§ **WRITTEN REQUEST**: Set down the material below word for word, excluding the pictures.
* * * *
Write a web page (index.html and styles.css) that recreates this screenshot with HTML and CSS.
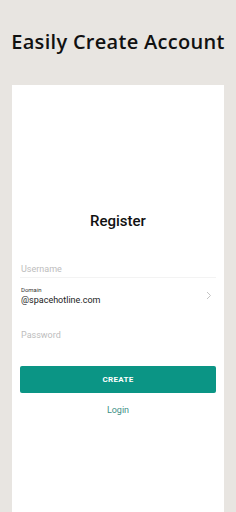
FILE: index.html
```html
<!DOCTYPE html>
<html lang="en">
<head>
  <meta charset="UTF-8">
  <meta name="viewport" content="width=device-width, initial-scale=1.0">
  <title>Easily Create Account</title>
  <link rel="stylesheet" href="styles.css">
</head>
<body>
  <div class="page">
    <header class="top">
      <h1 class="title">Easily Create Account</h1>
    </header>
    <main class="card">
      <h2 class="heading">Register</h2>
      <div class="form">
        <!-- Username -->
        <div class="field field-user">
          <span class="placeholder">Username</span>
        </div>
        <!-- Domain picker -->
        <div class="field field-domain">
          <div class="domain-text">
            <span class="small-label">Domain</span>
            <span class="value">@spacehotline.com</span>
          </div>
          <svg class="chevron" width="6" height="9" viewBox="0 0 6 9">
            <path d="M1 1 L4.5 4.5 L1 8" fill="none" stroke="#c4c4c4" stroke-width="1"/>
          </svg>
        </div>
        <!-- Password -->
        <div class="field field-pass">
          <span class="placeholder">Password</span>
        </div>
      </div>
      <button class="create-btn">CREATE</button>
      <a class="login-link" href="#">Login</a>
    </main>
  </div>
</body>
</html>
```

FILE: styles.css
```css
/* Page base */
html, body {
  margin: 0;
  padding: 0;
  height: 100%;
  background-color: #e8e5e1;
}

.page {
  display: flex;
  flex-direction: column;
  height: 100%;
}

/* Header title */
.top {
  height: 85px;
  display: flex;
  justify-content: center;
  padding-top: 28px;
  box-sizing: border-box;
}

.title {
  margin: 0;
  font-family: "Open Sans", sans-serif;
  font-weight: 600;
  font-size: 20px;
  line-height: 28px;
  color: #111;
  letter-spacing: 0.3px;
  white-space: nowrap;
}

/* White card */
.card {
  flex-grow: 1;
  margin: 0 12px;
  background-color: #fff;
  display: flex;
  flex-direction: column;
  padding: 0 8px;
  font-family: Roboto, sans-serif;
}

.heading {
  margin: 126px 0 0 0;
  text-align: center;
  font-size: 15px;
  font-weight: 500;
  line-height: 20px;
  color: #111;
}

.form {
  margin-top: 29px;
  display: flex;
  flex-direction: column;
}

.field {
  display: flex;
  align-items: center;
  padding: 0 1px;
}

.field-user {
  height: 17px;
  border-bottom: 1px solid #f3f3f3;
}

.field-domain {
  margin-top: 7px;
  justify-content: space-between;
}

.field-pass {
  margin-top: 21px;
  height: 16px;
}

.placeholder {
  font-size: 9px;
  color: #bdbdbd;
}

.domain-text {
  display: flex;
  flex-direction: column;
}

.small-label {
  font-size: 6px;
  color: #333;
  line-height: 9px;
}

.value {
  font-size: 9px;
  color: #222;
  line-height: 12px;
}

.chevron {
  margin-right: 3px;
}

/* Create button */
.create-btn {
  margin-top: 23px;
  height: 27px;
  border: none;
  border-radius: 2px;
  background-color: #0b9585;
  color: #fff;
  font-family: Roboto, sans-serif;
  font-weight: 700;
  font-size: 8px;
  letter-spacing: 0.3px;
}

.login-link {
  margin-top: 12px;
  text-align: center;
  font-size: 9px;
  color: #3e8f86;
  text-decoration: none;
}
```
* * * *
§ **COMPLETE ANSWER**:
Write a web page (index.html and styles.css) that recreates this screenshot with HTML and CSS.
FILE: index.html
```html
<!DOCTYPE html>
<html lang="en">
<head>
  <meta charset="UTF-8">
  <meta name="viewport" content="width=device-width, initial-scale=1.0">
  <title>Easily Create Account</title>
  <link rel="stylesheet" href="styles.css">
</head>
<body>
  <div class="page">
    <header class="top">
      <h1 class="title">Easily Create Account</h1>
    </header>
    <main class="card">
      <h2 class="heading">Register</h2>
      <div class="form">
        <!-- Username -->
        <div class="field field-user">
          <span class="placeholder">Username</span>
        </div>
        <!-- Domain picker -->
        <div class="field field-domain">
          <div class="domain-text">
            <span class="small-label">Domain</span>
            <span class="value">@spacehotline.com</span>
          </div>
          <svg class="chevron" width="6" height="9" viewBox="0 0 6 9">
            <path d="M1 1 L4.5 4.5 L1 8" fill="none" stroke="#c4c4c4" stroke-width="1"/>
          </svg>
        </div>
        <!-- Password -->
        <div class="field field-pass">
          <span class="placeholder">Password</span>
        </div>
      </div>
      <button class="create-btn">CREATE</button>
      <a class="login-link" href="#">Login</a>
    </main>
  </div>
</body>
</html>
```

FILE: styles.css
```css
/* Page base */
html, body {
  margin: 0;
  padding: 0;
  height: 100%;
  background-color: #e8e5e1;
}

.page {
  display: flex;
  flex-direction: column;
  height: 100%;
}

/* Header title */
.top {
  height: 85px;
  display: flex;
  justify-content: center;
  padding-top: 28px;
  box-sizing: border-box;
}

.title {
  margin: 0;
  font-family: "Open Sans", sans-serif;
  font-weight: 600;
  font-size: 20px;
  line-height: 28px;
  color: #111;
  letter-spacing: 0.3px;
  white-space: nowrap;
}

/* White card */
.card {
  flex-grow: 1;
  margin: 0 12px;
  background-color: #fff;
  display: flex;
  flex-direction: column;
  padding: 0 8px;
  font-family: Roboto, sans-serif;
}

.heading {
  margin: 126px 0 0 0;
  text-align: center;
  font-size: 15px;
  font-weight: 500;
  line-height: 20px;
  color: #111;
}

.form {
  margin-top: 29px;
  display: flex;
  flex-direction: column;
}

.field {
  display: flex;
  align-items: center;
  padding: 0 1px;
}

.field-user {
  height: 17px;
  border-bottom: 1px solid #f3f3f3;
}

.field-domain {
  margin-top: 7px;
  justify-content: space-between;
}

.field-pass {
  margin-top: 21px;
  height: 16px;
}

.placeholder {
  font-size: 9px;
  color: #bdbdbd;
}

.domain-text {
  display: flex;
  flex-direction: column;
}

.small-label {
  font-size: 6px;
  color: #333;
  line-height: 9px;
}

.value {
  font-size: 9px;
  color: #222;
  line-height: 12px;
}

.chevron {
  margin-right: 3px;
}

/* Create button */
.create-btn {
  margin-top: 23px;
  height: 27px;
  border: none;
  border-radius: 2px;
  background-color: #0b9585;
  color: #fff;
  font-family: Roboto, sans-serif;
  font-weight: 700;
  font-size: 8px;
  letter-spacing: 0.3px;
}

.login-link {
  margin-top: 12px;
  text-align: center;
  font-size: 9px;
  color: #3e8f86;
  text-decoration: none;
}
```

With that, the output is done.